Affordance Representation and Recognition for Autonomous Agents
Habtom Kahsay Gidey, Niklas Huber, Alexander Lenz, Alois Knoll
TL;DR
This work tackles how autonomous agents can build actionable world models from structured data by addressing DOM verbosity and brittle service integrations. It introduces two architectural patterns—the DOM Transduction Pattern for distilling complex webpages into a compact Page Affordance Model and the Hypermedia Affordances Recognition Pattern for runtime discovery via WoT Thing Descriptions—that jointly enable scalable, adaptive perception and interoperation. Together, they drive the construction of a Cognitive Map that unifies structured page data and dynamic service capabilities, enabling more efficient, resilient, and predictive automation on the web. The paper lays a principled pattern-language foundation with concrete design constraints and outlines a path toward future multimodal perception patterns.
Abstract
The autonomy of software agents is fundamentally dependent on their ability to construct an actionable internal world model from the structured data that defines their digital environment, such as the Document Object Model (DOM) of web pages and the semantic descriptions of web services.
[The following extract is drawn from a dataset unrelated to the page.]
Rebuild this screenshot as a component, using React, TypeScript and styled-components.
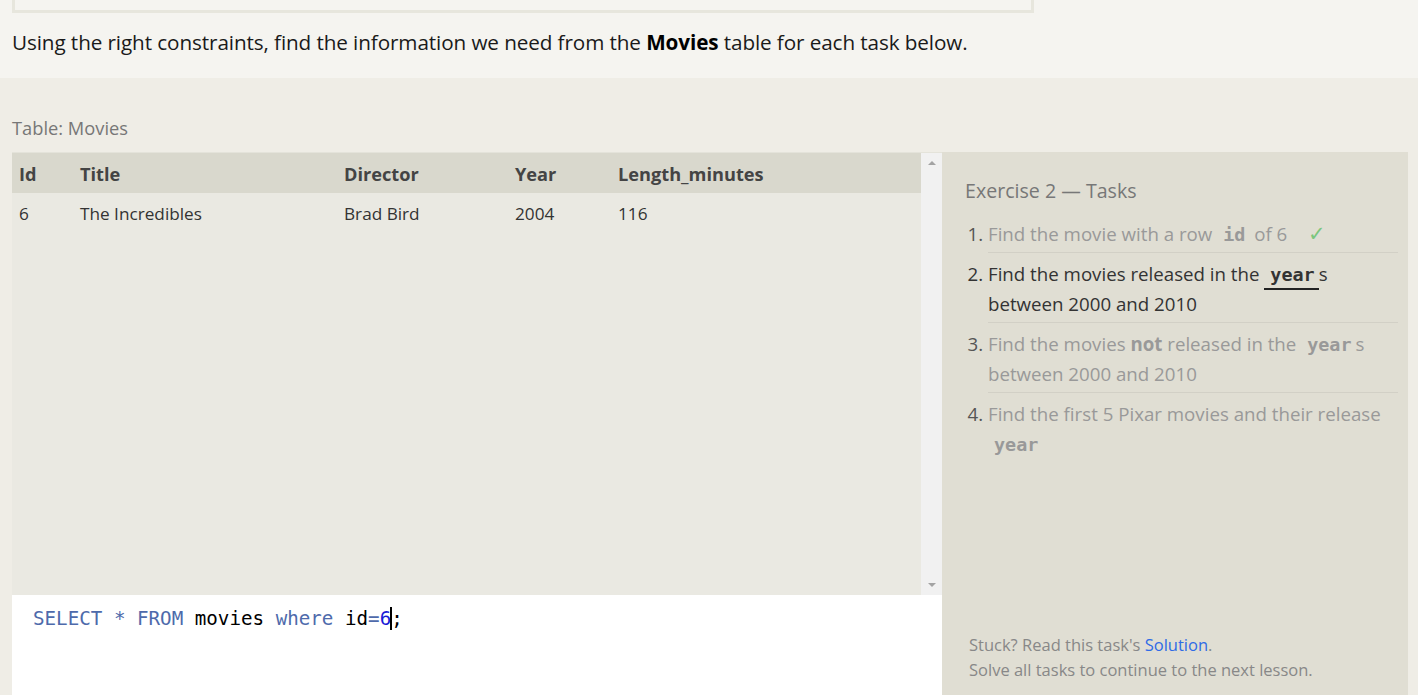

However, constructing this world model from raw structured data presents two critical challenges: the verbosity of raw HTML makes it computationally intractable for direct use by foundation models, while the static nature of hardcoded API integrations prevents agents from adapting to evolving services. This paper introduces a pattern language for world modeling from structured data, presenting two complementary architectural patterns. The DOM Transduction Pattern addresses the challenge of web page complexity by distilling} a verbose, raw DOM into a compact, task-relevant representation or world model optimized for an agent's reasoning core. Concurrently, the Hypermedia Affordances Recognition Pattern enables the agent to dynamically enrich its world model by parsing standardized semantic descriptions to discover and integrate the capabilities of unknown web services at runtime. Together, these patterns provide a robust framework for engineering agents that can efficiently construct and maintain an accurate world model, enabling scalable, adaptive, and interoperable automation across the web and its extended resources.